The idea of restoring, exhibiting and touring the murals began with the vision of the High’s Chief Operating Officer Philip Verre and was warmly embraced and enabled by the leadership at Talladega College — resulting in a wonderful collaboration that led to this exhibition project. I joined the High as the Margaret and Terry Stent Curator of American Art just as the project was beginning to take shape. I was lucky enough to have the opportunity to lead the curatorial vision through the exciting moments of conservation, research, and discovery. This has been among the most rewarding curatorial experiences of my career.

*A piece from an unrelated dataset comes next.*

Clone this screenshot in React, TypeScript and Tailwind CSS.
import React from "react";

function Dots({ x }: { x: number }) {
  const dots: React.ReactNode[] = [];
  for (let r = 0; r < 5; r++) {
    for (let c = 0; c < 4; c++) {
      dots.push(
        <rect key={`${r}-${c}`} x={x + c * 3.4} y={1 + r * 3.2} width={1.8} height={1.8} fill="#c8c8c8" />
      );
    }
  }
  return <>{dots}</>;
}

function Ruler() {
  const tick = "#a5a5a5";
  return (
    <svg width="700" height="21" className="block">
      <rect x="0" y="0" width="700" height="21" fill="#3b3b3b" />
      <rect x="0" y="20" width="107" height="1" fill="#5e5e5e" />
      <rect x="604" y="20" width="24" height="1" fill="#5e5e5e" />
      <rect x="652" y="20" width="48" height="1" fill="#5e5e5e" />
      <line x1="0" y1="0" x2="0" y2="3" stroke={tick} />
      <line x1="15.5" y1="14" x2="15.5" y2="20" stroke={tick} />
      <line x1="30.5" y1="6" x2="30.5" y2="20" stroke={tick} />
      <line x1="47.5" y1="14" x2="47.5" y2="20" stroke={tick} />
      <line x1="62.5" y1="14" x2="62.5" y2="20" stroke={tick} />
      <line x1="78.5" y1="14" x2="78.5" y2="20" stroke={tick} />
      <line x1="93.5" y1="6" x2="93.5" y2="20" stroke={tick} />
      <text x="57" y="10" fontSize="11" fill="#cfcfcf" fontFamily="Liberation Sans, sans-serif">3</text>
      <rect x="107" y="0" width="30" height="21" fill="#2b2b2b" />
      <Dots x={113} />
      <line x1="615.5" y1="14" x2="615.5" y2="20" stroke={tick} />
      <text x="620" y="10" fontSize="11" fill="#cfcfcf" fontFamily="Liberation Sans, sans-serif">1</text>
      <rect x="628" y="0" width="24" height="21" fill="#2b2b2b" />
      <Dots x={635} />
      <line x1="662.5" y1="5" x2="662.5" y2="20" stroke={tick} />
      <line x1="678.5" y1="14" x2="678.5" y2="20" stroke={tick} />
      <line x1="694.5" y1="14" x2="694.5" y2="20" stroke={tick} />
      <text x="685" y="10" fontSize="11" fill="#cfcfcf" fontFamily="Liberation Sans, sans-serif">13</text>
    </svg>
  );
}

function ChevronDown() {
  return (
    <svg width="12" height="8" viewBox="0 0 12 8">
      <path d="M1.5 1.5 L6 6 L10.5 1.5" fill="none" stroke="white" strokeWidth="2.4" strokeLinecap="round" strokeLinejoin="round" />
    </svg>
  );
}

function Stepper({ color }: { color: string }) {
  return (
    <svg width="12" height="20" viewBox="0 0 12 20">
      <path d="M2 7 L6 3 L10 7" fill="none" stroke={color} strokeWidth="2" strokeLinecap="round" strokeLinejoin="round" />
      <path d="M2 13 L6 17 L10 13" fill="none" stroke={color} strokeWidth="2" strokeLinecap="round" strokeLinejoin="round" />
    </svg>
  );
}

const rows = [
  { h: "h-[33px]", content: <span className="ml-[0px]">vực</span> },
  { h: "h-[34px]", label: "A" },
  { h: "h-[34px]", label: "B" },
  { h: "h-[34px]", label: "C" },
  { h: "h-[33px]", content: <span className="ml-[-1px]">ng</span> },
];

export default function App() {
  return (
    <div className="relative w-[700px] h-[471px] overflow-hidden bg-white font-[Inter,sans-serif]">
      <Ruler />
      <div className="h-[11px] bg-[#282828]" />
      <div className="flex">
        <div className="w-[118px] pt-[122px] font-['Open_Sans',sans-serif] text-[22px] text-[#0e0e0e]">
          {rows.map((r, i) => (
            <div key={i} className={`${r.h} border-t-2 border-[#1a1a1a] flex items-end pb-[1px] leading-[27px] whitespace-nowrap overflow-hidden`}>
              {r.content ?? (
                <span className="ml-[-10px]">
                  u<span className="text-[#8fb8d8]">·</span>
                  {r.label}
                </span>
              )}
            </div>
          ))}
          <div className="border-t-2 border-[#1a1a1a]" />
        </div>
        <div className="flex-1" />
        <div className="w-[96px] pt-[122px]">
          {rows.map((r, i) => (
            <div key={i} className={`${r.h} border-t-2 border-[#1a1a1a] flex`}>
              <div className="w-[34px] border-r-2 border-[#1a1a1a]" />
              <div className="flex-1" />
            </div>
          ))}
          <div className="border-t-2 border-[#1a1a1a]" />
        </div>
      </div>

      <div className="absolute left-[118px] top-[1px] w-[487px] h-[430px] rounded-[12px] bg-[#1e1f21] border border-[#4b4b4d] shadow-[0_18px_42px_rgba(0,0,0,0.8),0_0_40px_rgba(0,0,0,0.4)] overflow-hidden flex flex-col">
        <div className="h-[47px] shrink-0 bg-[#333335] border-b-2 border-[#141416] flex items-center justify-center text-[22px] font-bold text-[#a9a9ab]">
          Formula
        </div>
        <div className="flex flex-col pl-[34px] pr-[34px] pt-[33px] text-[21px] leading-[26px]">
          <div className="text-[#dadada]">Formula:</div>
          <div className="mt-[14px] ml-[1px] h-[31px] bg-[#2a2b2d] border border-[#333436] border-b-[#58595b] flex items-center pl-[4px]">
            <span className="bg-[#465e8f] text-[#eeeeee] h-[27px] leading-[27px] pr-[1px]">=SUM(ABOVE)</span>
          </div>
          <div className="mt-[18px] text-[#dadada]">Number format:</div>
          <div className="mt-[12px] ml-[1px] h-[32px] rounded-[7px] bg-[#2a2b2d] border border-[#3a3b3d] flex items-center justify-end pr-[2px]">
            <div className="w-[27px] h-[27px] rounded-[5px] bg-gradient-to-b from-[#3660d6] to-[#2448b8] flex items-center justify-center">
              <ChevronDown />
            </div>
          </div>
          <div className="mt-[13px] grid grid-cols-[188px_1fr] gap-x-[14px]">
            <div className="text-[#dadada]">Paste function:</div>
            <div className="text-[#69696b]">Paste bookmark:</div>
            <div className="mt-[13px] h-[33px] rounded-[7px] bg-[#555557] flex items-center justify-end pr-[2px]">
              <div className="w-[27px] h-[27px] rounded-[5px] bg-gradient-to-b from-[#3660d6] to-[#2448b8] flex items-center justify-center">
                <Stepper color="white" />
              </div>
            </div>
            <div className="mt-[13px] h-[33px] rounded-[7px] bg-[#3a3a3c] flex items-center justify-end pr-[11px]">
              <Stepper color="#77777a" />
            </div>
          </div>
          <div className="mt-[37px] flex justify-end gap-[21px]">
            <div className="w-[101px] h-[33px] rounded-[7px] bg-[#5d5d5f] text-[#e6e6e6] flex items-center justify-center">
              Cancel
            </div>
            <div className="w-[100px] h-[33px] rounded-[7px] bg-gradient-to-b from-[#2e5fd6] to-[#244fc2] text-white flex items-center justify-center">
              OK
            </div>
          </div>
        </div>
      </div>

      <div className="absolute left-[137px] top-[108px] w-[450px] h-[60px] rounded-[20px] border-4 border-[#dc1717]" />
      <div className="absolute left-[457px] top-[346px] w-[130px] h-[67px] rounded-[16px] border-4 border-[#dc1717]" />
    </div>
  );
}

BMA: Collecting these renowned works and putting them in their historical context must have been a huge undertaking. What was the most rewarding part of the process? What was the most difficult?
SH: As I learned more about the murals in their context – in the setting for which Woodruff painted them – I came to see them as expressing universal virtues in a way that could resonate with a variety of audiences, with the college students who would pass by them every day, but also with national audiences. Woodruff is so effective in these murals at instilling a sense of urgency but also uplift — layering in humor and whimsy, as well as underscoring the very serious nature of the subject matter. Just the process of studying them was a joy.

All along the way we made wonderful little discoveries — and some larger ones, too. In fact, I am still finding details and hidden meanings that surprise and inform me. Dr. Graham Boettcher and Ms. Kelli Morgan have both pointed out fascinating observations that still now add to our understanding of these fantastic works! But also I would add that I am never happier than I am with a group of people who are seeing the murals for the first time. You can just feel the excitement! It just is not possible to stand in a room with these works and not get pulled in. I am so grateful to have been a part of what has made that possible.

As for what has been the most difficult, I would have to say it is always a nail biting experience planning for the safe travel and installation of any works of art during the course of a long tour. We also had to design a special mode of transport for the two twenty-foot murals since we could not find trucks long enough to accommodate them in their crates! Luckily we had a great team of conservators and art handlers who have planned well for the process. We are also very careful to assess the condition of the works before and after every round of travel. The murals are in remarkable shape, but we also spend time and effort making sure that they remain so. This is our top priority, above all.

BMA: Since you curated the Rising Up exhibition at the High Museum, the works have traveled many places, including Washington, New York, Chicago, and more. Does each stop present the collection differently, or are the exhibitions consistent throughout?
SH: I love the fact that the exhibition has its own unique presentation in each venue. I have been privileged to work with curators from all over the country and am delighted that each site has made choices in their presentation that best reflect their institution. On a practical note, the shape and space of each museum’s galleries often determines the installation flow. It has been fun for me to see how shifting around the objects slightly alters the way in which the story unfolds. I am especially impressed with the installation at Birmingham. I believe it is the very first that has been able to accommodate all six murals in the same room – and they are laid out in the precise sequence as they hang in Savery Library at Talladega College. This installation really allows visitors to see the intentional relationships between the two sets of murals and experience uninterrupted the evolution of the narrative.

BMA: Along those lines, do you think that this stop in Alabama, the home state of the famous murals painted for Talladega College, has a special significance due to its location?
SH: Absolutely! As much as I would argue for Woodruff’s intentions for the murals to stand as a national statement on race relations, past and present, these murals very much tell a local story, as well. It was always my hope that they would travel to the BMA for this reason. Woodruff lived in Atlanta and traveled through Alabama to Talladega on a near weekly basis for a few years as he was teaching studio art as a visiting professor at the college. He came to know this region very well and I see much of his personal observations reflected in details throughout the murals —particularly in the Founding Cycle where we see the regional landscape. The colors, the atmosphere all feel very familiar. But moreover, the commission from Talladega College was truly an expression of its time and place. Talladega College leadership at that moment was very committed to pushing back against the injustices of segregation and these murals respond to specific events that were unfolding in their own Alabama community as much as they were chronicling history.

BMA: What can viewers gain by visiting the Rising Up exhibition?
SH: Its so rare to have the experience of directly confronting wall murals twenty feet in length at eye level. The murals still have a very powerful effect on me — if you are able to see them in Birmingham, I urge you to do so before the show closes! The murals will soon go into storage until they are able to be reinstalled at Talladega — it may be years before you have an opportunity to view them again. But beyond the experience of seeing them, I also think the exhibition as a whole adds deeper context to the experience. The selection of paintings on view reveals something of the artist’s own evolution as a painter, and as an African American who had terrific influence and a powerful, uplifting voice during one of our country’s most tumultuous moments.